(Objective):
Make an exact copy of the data below, leaving out every picture.

-------

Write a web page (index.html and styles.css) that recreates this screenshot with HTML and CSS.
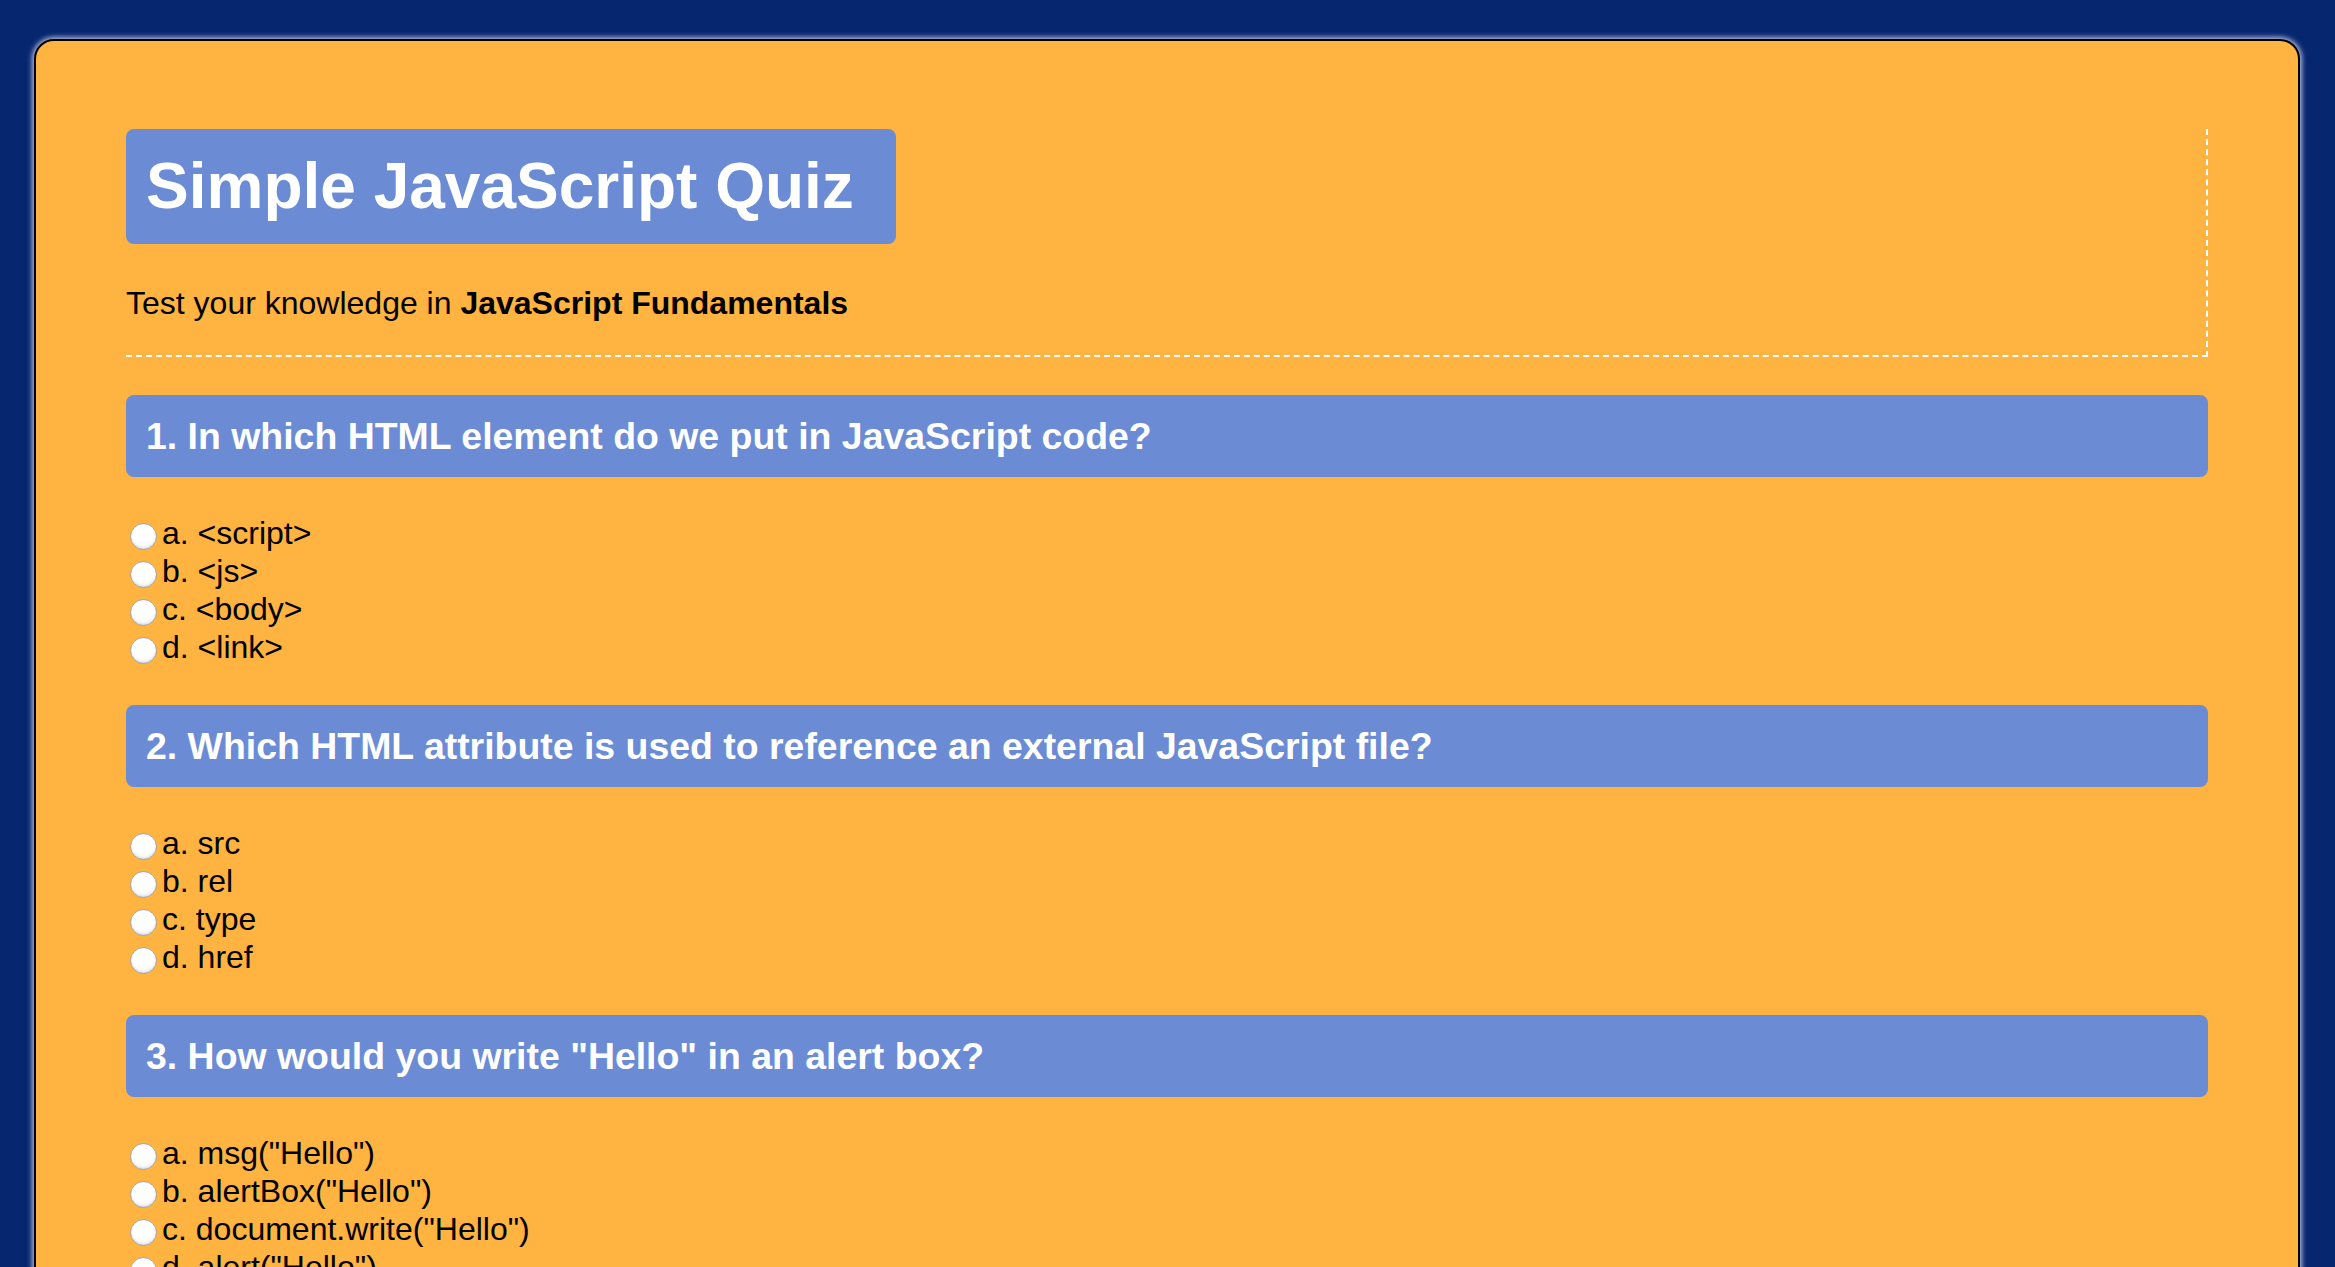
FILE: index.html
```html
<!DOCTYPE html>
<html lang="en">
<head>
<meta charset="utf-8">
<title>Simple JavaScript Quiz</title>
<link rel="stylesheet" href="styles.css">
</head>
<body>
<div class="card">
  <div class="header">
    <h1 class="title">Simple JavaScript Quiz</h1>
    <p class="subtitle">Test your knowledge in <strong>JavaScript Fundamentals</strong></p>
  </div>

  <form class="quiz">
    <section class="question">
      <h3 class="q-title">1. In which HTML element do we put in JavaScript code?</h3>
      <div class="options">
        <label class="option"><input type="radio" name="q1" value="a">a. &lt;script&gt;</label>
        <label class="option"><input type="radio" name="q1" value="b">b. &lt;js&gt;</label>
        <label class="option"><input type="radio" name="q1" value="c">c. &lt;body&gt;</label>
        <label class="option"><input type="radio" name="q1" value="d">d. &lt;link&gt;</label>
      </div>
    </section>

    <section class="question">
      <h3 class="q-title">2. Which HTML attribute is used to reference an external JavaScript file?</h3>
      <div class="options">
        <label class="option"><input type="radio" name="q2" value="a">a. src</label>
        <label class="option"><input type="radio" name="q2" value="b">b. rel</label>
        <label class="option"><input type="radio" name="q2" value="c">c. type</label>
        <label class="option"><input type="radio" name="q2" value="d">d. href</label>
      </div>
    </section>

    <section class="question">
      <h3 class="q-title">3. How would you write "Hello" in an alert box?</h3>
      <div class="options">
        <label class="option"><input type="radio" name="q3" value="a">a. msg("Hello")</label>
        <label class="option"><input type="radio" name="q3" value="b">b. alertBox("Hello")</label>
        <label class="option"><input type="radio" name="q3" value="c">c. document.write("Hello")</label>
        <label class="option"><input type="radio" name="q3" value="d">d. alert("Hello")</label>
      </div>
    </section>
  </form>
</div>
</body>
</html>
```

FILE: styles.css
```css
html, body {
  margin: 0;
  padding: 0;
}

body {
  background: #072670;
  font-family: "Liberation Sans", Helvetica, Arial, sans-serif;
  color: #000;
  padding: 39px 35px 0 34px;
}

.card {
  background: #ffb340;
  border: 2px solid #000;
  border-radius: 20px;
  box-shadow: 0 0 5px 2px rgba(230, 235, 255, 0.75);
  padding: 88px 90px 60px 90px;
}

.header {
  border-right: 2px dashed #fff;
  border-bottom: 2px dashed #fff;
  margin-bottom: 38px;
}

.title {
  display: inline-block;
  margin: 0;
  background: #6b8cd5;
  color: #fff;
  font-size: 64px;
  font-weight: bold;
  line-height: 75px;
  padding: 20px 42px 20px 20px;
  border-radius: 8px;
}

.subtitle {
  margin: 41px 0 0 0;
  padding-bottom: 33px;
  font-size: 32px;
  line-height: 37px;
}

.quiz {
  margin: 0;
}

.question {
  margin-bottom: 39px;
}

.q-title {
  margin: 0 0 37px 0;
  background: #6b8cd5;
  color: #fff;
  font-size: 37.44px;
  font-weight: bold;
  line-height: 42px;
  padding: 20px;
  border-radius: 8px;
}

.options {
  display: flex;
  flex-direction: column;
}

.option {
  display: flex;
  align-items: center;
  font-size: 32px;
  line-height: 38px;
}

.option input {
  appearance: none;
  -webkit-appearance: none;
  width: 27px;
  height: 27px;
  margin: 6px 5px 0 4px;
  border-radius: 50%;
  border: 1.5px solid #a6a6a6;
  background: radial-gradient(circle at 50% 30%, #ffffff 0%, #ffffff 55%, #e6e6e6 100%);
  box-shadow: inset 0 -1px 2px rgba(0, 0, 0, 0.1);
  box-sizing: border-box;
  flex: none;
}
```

-------

(Correct answer):
Write a web page (index.html and styles.css) that recreates this screenshot with HTML and CSS.
FILE: index.html
```html
<!DOCTYPE html>
<html lang="en">
<head>
<meta charset="utf-8">
<title>Simple JavaScript Quiz</title>
<link rel="stylesheet" href="styles.css">
</head>
<body>
<div class="card">
  <div class="header">
    <h1 class="title">Simple JavaScript Quiz</h1>
    <p class="subtitle">Test your knowledge in <strong>JavaScript Fundamentals</strong></p>
  </div>

  <form class="quiz">
    <section class="question">
      <h3 class="q-title">1. In which HTML element do we put in JavaScript code?</h3>
      <div class="options">
        <label class="option"><input type="radio" name="q1" value="a">a. &lt;script&gt;</label>
        <label class="option"><input type="radio" name="q1" value="b">b. &lt;js&gt;</label>
        <label class="option"><input type="radio" name="q1" value="c">c. &lt;body&gt;</label>
        <label class="option"><input type="radio" name="q1" value="d">d. &lt;link&gt;</label>
      </div>
    </section>

    <section class="question">
      <h3 class="q-title">2. Which HTML attribute is used to reference an external JavaScript file?</h3>
      <div class="options">
        <label class="option"><input type="radio" name="q2" value="a">a. src</label>
        <label class="option"><input type="radio" name="q2" value="b">b. rel</label>
        <label class="option"><input type="radio" name="q2" value="c">c. type</label>
        <label class="option"><input type="radio" name="q2" value="d">d. href</label>
      </div>
    </section>

    <section class="question">
      <h3 class="q-title">3. How would you write "Hello" in an alert box?</h3>
      <div class="options">
        <label class="option"><input type="radio" name="q3" value="a">a. msg("Hello")</label>
        <label class="option"><input type="radio" name="q3" value="b">b. alertBox("Hello")</label>
        <label class="option"><input type="radio" name="q3" value="c">c. document.write("Hello")</label>
        <label class="option"><input type="radio" name="q3" value="d">d. alert("Hello")</label>
      </div>
    </section>
  </form>
</div>
</body>
</html>
```

FILE: styles.css
```css
html, body {
  margin: 0;
  padding: 0;
}

body {
  background: #072670;
  font-family: "Liberation Sans", Helvetica, Arial, sans-serif;
  color: #000;
  padding: 39px 35px 0 34px;
}

.card {
  background: #ffb340;
  border: 2px solid #000;
  border-radius: 20px;
  box-shadow: 0 0 5px 2px rgba(230, 235, 255, 0.75);
  padding: 88px 90px 60px 90px;
}

.header {
  border-right: 2px dashed #fff;
  border-bottom: 2px dashed #fff;
  margin-bottom: 38px;
}

.title {
  display: inline-block;
  margin: 0;
  background: #6b8cd5;
  color: #fff;
  font-size: 64px;
  font-weight: bold;
  line-height: 75px;
  padding: 20px 42px 20px 20px;
  border-radius: 8px;
}

.subtitle {
  margin: 41px 0 0 0;
  padding-bottom: 33px;
  font-size: 32px;
  line-height: 37px;
}

.quiz {
  margin: 0;
}

.question {
  margin-bottom: 39px;
}

.q-title {
  margin: 0 0 37px 0;
  background: #6b8cd5;
  color: #fff;
  font-size: 37.44px;
  font-weight: bold;
  line-height: 42px;
  padding: 20px;
  border-radius: 8px;
}

.options {
  display: flex;
  flex-direction: column;
}

.option {
  display: flex;
  align-items: center;
  font-size: 32px;
  line-height: 38px;
}

.option input {
  appearance: none;
  -webkit-appearance: none;
  width: 27px;
  height: 27px;
  margin: 6px 5px 0 4px;
  border-radius: 50%;
  border: 1.5px solid #a6a6a6;
  background: radial-gradient(circle at 50% 30%, #ffffff 0%, #ffffff 55%, #e6e6e6 100%);
  box-shadow: inset 0 -1px 2px rgba(0, 0, 0, 0.1);
  box-sizing: border-box;
  flex: none;
}
```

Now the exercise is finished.